Gli scontri con il Libano a nord di Israele aprono un nuovo fronte di guerra. Lo Stato ebraico martella con l’artiglieria, Hezbollah rivendica di aver attaccato obiettivi israeliani in quattro siti. Tra le migliaia di razzi e missili lanciati nel giro di una settimana da Gaza, quello di ieri, in direzione nord del Paese, ha creato un nuovo allarme per la Difesa israeliana. È stata l’incursione più lontana partita dalla Striscia quella dell’Ayyash 250, così chiamato forse in memoria di quello che era stato ribattezzato «ingegner morte», il terrorista ucciso dai servizi segreti e di cui Mohamed Deif, capo delle brigate di Hamas, ha preso il posto. Il numero, invece, indica la capacità di gittata: oltre 250 chilometri.
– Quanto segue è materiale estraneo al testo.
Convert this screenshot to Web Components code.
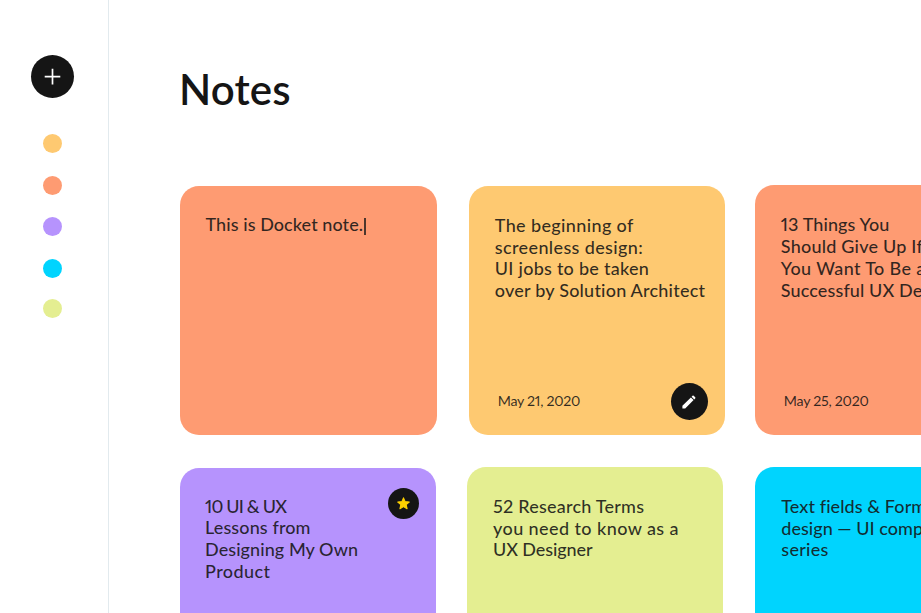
<!DOCTYPE html>
<html lang="en">
<head>
<meta charset="utf-8">
<title>Notes</title>
<style>
html,body{margin:0;height:100%;overflow:hidden;background:#fff}
body{font-family:Lato,"Liberation Sans",sans-serif;font-variant-numeric:proportional-nums;color:#151515}
</style>
</head>
<body>
<notes-app></notes-app>
<script>
const define = (name, html, setup) => customElements.define(name, class extends HTMLElement {
  constructor() {
    super();
    const t = document.createElement('template');
    t.innerHTML = html;
    this.attachShadow({mode: 'open'}).append(t.content.cloneNode(true));
  }
  connectedCallback() { if (setup) setup(this, this.shadowRoot); }
});

// One line of text, tracked so that it spans the given measure.
define('text-line', `<style>
  :host{display:block;white-space:pre;width:max-content}
  </style><span><slot></slot></span>`, (el, root) => {
  const span = root.querySelector('span');
  const w = parseFloat(el.getAttribute('measure'));
  if (w) {
    const natural = span.getBoundingClientRect().width;
    span.style.letterSpacing = ((w - natural) / (el.textContent.length - 1)) + 'px';
  }
});

define('color-dot', `<style>
  :host{display:block;width:19px;height:19px;border-radius:50%;background:var(--c)}
  </style>`);

define('round-button', `<style>
  :host{display:grid;place-items:center;border-radius:50%;background:#151515;width:var(--size);height:var(--size)}
  ::slotted(svg){display:block}
  </style><slot></slot>`);

define('side-bar', `<style>
  :host{display:flex;flex-direction:column;align-items:center;box-sizing:border-box;width:109px;height:613px;
    padding:54.5px 4px 0 0;border-right:1px solid #e2eaee;flex:none}
  round-button{--size:43px;margin-bottom:36.5px}
  .dots{display:flex;flex-direction:column;gap:22.5px}
  .dots color-dot:last-child{margin-top:-1.2px}
  </style>
  <round-button><svg width="17" height="17" viewBox="0 0 17 17"><path d="M8.5 .8v15.6M.7 8.6h15.6" stroke="#fff" stroke-width="1.7" fill="none"/></svg></round-button>
  <div class="dots">
    <color-dot style="--c:#fec971"></color-dot>
    <color-dot style="--c:#fe9b72"></color-dot>
    <color-dot style="--c:#b693fd"></color-dot>
    <color-dot style="--c:#00d4fe"></color-dot>
    <color-dot style="--c:#e4ee91"></color-dot>
  </div>`);

define('note-card', `<style>
  :host{display:flex;flex-direction:column;justify-content:space-between;box-sizing:border-box;flex:none;position:relative;
    width:256px;height:249.5px;border-radius:19px;background:var(--c);padding:29.3px 17px 15px 26px;
    font-size:18px;font-weight:500;line-height:21.8px;color:rgba(21,21,21,.88)}
  .foot{display:flex;justify-content:space-between;align-items:center;padding-left:3px;font-size:14.2px;font-weight:400;min-height:37px}
  ::slotted([slot=badge]){position:absolute;right:17px;top:20.5px}
  </style>
  <div><slot></slot></div>
  <div class="foot"><slot name="date"></slot><slot name="action"></slot></div>
  <slot name="badge"></slot>`);

define('notes-app', `<style>
  :host{display:flex;width:921px;height:613px;overflow:hidden}
  main{flex:1;min-width:0;padding:59px 0 0 70.5px}
  h1{margin:0 0 0 -.5px;font-size:42px;line-height:60px;font-weight:600;height:126.5px;color:#151515}
  .row{display:flex;align-items:flex-start;width:max-content}
  .row+.row{margin-top:31.5px}
  .orange{--c:#fe9b72}.yellow{--c:#fec971}.purple{--c:#b693fd}.lime{--c:#e4ee91}.cyan{--c:#00d4fe}
  .typing{display:flex;align-items:center;margin-top:-1px}
  .caret{width:2px;height:17px;background:#4d362c;margin:3px 0 0 1px}
  .late{--c:#fe9b72}
  [slot=date]{margin-top:-.4px}
  </style>
  <side-bar></side-bar>
  <main>
    <h1><text-line measure="111.5">Notes</text-line></h1>
    <div class="row">
      <note-card class="orange" style="width:257px"><div class="typing"><text-line measure="157.5">This is Docket note.</text-line><span class="caret"></span></div></note-card>
      <note-card class="yellow" style="margin-left:32.3px">
        <text-line measure="138.5">The beginning of</text-line>
        <text-line measure="148">screenless design:</text-line>
        <text-line measure="154">UI jobs to be taken</text-line>
        <text-line measure="210.5">over by Solution Architect</text-line>
        <text-line slot="date" measure="82.5">May 21, 2020</text-line>
        <round-button slot="action" style="--size:37px"><svg width="16" height="16" viewBox="0 0 16 16" fill="#fff"><path d="M1.4 11.8 9.9 3.4l2.7 2.7-8.4 8.5H1.4zM10.6 2.7l.9-.9q.6-.5 1.2 0l1.5 1.5q.5.6 0 1.2l-.9.9z"/></svg></round-button>
      </note-card>
      <note-card class="orange" style="margin:-.5px 0 0 30px">
        <text-line measure="108.5">13 Things You</text-line>
        <text-line measure="142">Should Give Up If</text-line>
        <text-line measure="144.5">You Want To Be a</text-line>
        <text-line measure="190">Successful UX Designer</text-line>
        <text-line slot="date" measure="85">May 25, 2020</text-line>
      </note-card>
    </div>
    <div class="row">
      <note-card class="purple" style="margin:1px 0 0 .5px;padding-left:25px;padding-top:28px">
        <text-line measure="82">10 UI &amp; UX</text-line>
        <text-line measure="105.5">Lessons from</text-line>
        <text-line measure="153">Designing My Own</text-line>
        <text-line measure="65">Product</text-line>
        <round-button slot="badge" style="--size:31px"><svg width="15" height="15" viewBox="0 0 24 24"><path d="M12 3l2.6 6 6.6.6-5 4.3 1.5 6.5-5.7-3.4-5.7 3.4 1.5-6.5-5-4.3 6.6-.6z" fill="#fdd000" stroke="#fdd000" stroke-width="1.8" stroke-linejoin="round"/></svg></round-button>
      </note-card>
      <note-card class="lime" style="margin-left:31px">
        <text-line measure="151">52 Research Terms</text-line>
        <text-line measure="185.5">you need to know as a</text-line>
        <text-line measure="99.5">UX Designer</text-line>
      </note-card>
      <note-card class="cyan" style="margin-left:32.3px">
        <text-line measure="152.5">Text fields &amp; Forms</text-line>
        <text-line measure="196">design — UI components</text-line>
        <text-line measure="47">series</text-line>
      </note-card>
    </div>
  </main>`);
</script>
</body>
</html>
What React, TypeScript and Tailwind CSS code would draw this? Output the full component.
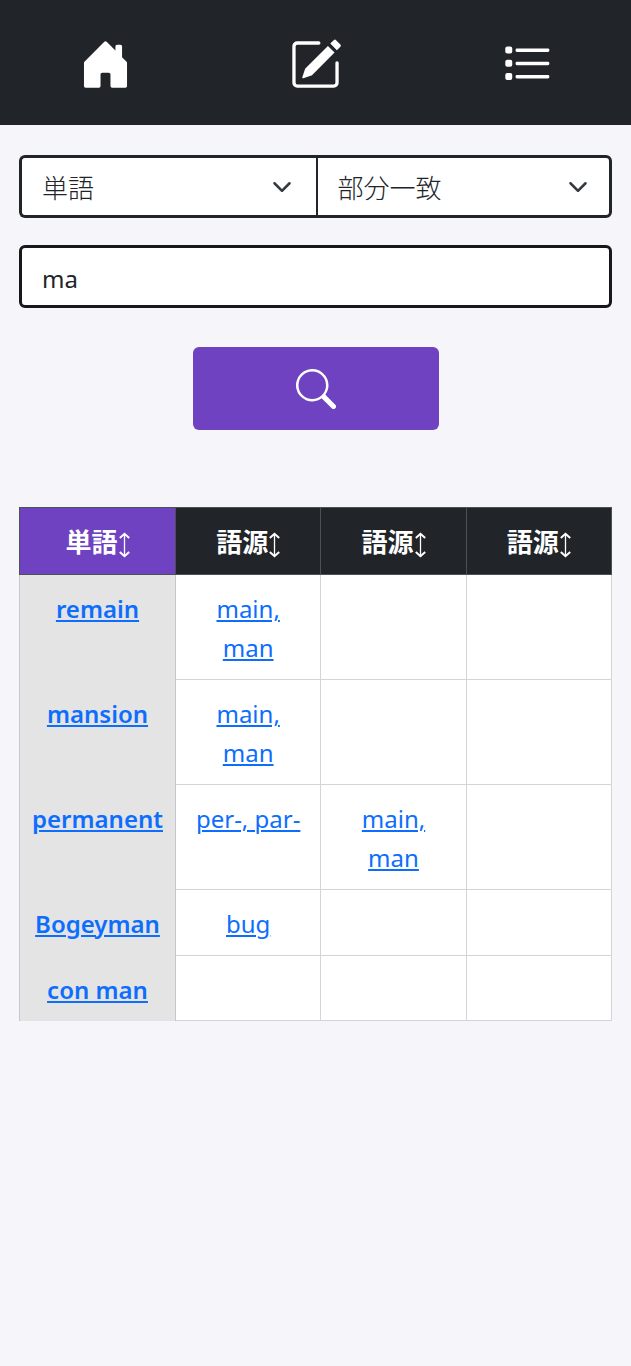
import { useState } from "react";
import type { ReactNode } from "react";
import { BsHouseDoorFill, BsPencilSquare, BsSearch, BsChevronDown } from "react-icons/bs";

type Row = { word: string; origins: string[] };

const rows: Row[] = [
  { word: "remain", origins: ["main, man", "", ""] },
  { word: "mansion", origins: ["main, man", "", ""] },
  { word: "permanent", origins: ["per-, par-", "main, man", ""] },
  { word: "Bogeyman", origins: ["bug", "", ""] },
  { word: "con man", origins: ["", "", ""] },
];

function ListIcon() {
  return (
    <svg viewBox="0 0 16 16" className="size-[53px]" fill="currentColor" aria-hidden="true">
      <rect x="1.9" y="2.6" width="2.1" height="2.1" rx="0.6" />
      <rect x="1.9" y="6.6" width="2.1" height="2.1" rx="0.6" />
      <rect x="1.9" y="10.6" width="2.1" height="2.1" rx="0.6" />
      <rect x="5" y="3.2" width="10.2" height="1" rx="0.4" />
      <rect x="5" y="7.2" width="10.2" height="1" rx="0.4" />
      <rect x="5" y="11.2" width="10.2" height="1" rx="0.4" />
    </svg>
  );
}

function SortIcon() {
  return (
    <svg viewBox="0 0 12 26" className="mt-1 h-[26px] w-3" fill="none" stroke="currentColor" aria-hidden="true">
      <path d="M6.5 2v22" strokeWidth="1.3" />
      <path d="M1.8 6 6.5 1.8 11.2 6M1.8 20l4.7 4.2 4.7-4.2" strokeWidth="2" />
    </svg>
  );
}

function NavLink({ label, children }: { label: string; children: ReactNode }) {
  return (
    <a href="#" aria-label={label} className="flex items-center justify-center text-white">
      {children}
    </a>
  );
}

function WordLink({ children }: { children: ReactNode }) {
  return (
    <a href="#" className="text-[#0d6efd] underline decoration-2 underline-offset-2">
      {children}
    </a>
  );
}

function Select({ label, options, className }: { label: string; options: string[]; className: string }) {
  return (
    <div className="relative flex-1">
      <select
        aria-label={label}
        className={`block h-[63px] w-full appearance-none border-[#212529] bg-white pt-1 pr-14 pl-5 font-light text-[#212529] ${className}`}
      >
        {options.map((o) => (
          <option key={o}>{o}</option>
        ))}
      </select>
      <BsChevronDown className="pointer-events-none absolute top-1/2 right-6 size-5 -translate-y-1/2 stroke-1 text-[#343a40]" />
    </div>
  );
}

function HeaderCell({ label, active }: { label: string; active?: boolean }) {
  return (
    <th
      scope="col"
      className={`border border-[#4d5154] p-0 ${active ? "w-[156px] bg-[#6f42c1]" : "bg-[#212529]"}`}
    >
      <button type="button" className="flex w-full items-center justify-center pt-[15px] pb-3 font-bold text-white">
        {label}
        <SortIcon />
      </button>
    </th>
  );
}

export default function App() {
  const [query, setQuery] = useState("ma");

  return (
    <div className="min-h-screen bg-[#f6f5fa] font-['Noto_Sans','Noto_Sans_CJK_JP',sans-serif] text-[26px] leading-[39px] text-[#212529]">
      <nav className="grid h-[125px] grid-cols-3 bg-[#212529] pt-1">
        <NavLink label="ホーム"><BsHouseDoorFill className="size-[53px]" /></NavLink>
        <NavLink label="編集"><BsPencilSquare className="size-[53px]" /></NavLink>
        <NavLink label="一覧"><ListIcon /></NavLink>
      </nav>

      <main className="px-[19px] pt-[30px]">
        <form onSubmit={(e) => e.preventDefault()}>
          <div className="flex">
            <Select label="検索対象" options={["単語", "語源"]} className="rounded-l-md border-y-3 border-l-3" />
            <Select label="検索方法" options={["部分一致", "完全一致"]} className="rounded-r-md border-3 border-l-2" />
          </div>
          <input
            aria-label="検索語"
            value={query}
            onChange={(e) => setQuery(e.target.value)}
            className="mt-[27px] block h-[63px] w-full rounded-md border-3 border-[#16181b] bg-white px-5 pt-1 text-2xl"
          />
          <button
            type="submit"
            aria-label="検索"
            className="mx-auto mt-[39px] flex h-[83px] w-[246px] items-center justify-center rounded-md bg-[#6f42c1] text-white"
          >
            <BsSearch className="size-10" />
          </button>
        </form>

        <table className="mt-[77px] w-full table-fixed border-collapse bg-white text-center">
          <thead>
            <tr>
              <HeaderCell label="単語" active />
              <HeaderCell label="語源" />
              <HeaderCell label="語源" />
              <HeaderCell label="語源" />
            </tr>
          </thead>
          <tbody className="text-2xl leading-[39px]">
            {rows.map((row) => (
              <tr key={row.word} className="align-top">
                <th scope="row" className="border-x border-[#c6c7c8] bg-[#e4e4e4] px-2 pt-[14px] pb-3 font-semibold">
                  <WordLink>{row.word}</WordLink>
                </th>
                {row.origins.map((origin, i) => (
                  <td key={i} className="border border-[#d3d4d5] px-[18px] pt-[14px] pb-3">
                    {origin && <WordLink>{origin}</WordLink>}
                  </td>
                ))}
              </tr>
            ))}
          </tbody>
        </table>
      </main>
    </div>
  );
}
Il razzo è stato abbattuto ma questo certamente non rassicura la Difesa israeliana sul versante settentrionale, dove è stata chiusa l’area intorno alla città di confine di Metula. Israele combatte anche contro i militanti di Hezbollah, sostenuti dall’Iran.
La minaccia
Il nord diventa dunque un fronte da presidiare.
Il sospetto
E non è probabilmente un caso che proprio in Libano si sarebbero svolti alcuni incontri in vista dell’assalto di una settimana fa, a cui avrebbero partecipato oltre al capo delle Guardie della Rivoluzione - che ha preso il posto di Qasem Soleimani (ucciso nel 2020 in un’azione mirata organizzata degli Stati Uniti) - anche i leader delle due organizzazioni terroristiche palestinesi, Hamas e Jihad, oltre agli Hezbollah. Difficile immaginare che si trattasse di raduni conviviali, l’ultimo dei quali organizzato proprio nei giorni precedenti ai massacri nei kibbutz. E mentre la piazza libanese si mobilita a sostegno di Gaza, con manifestazioni in diversi quartieri della capitale, nella valle della Bekaa, e al sud verso Nabatye, Hezbollah mantiene coperte le proprie carte sulla possibile apertura di un nuovo fronte. Una scelta condizionata da diversi fattori, compresi quelli di politica interna essendo uno dei principali attori sulla scena di uno Stato diviso in 17 gruppi confessionali e sull’orlo della bancarotta economica. E Israele studia a distanza le mosse avversarie ribattendo con l’artiglieria e i droni ai colpi che arrivano al di là del confine mentre respinge le accuse di aver usato in Libano, come a Gaza, bombe al fosforo bianco lanciate da Human Right Watch.
Il rischio
Intanto il governo libanese, attraverso il ministro dell’Informazione Ziad Makari, fa sapere di studiare come affrontare la situazione «in caso di deterioramento» ma anche di voler mantenere una situazione di tranquillità al confine. Il portavoce dell’Unifil, Andrea Tenenti certifica una «relativa calma» sulla linea di demarcazione e informa che il generale spagnolo Aroldo Làzaro, comandante del contingente (di cui fanno parte più di mille militari italiani) è in continuo contatto con le Forze armate dei due Stati per cercare di superare la situazione ed evitare un’escalation e un conflitto su larga scala». E il ministro della Difesa americano, Lloyd Austin fa sapere che agli Usa non risulta alcun rafforzamento di truppe sul confine.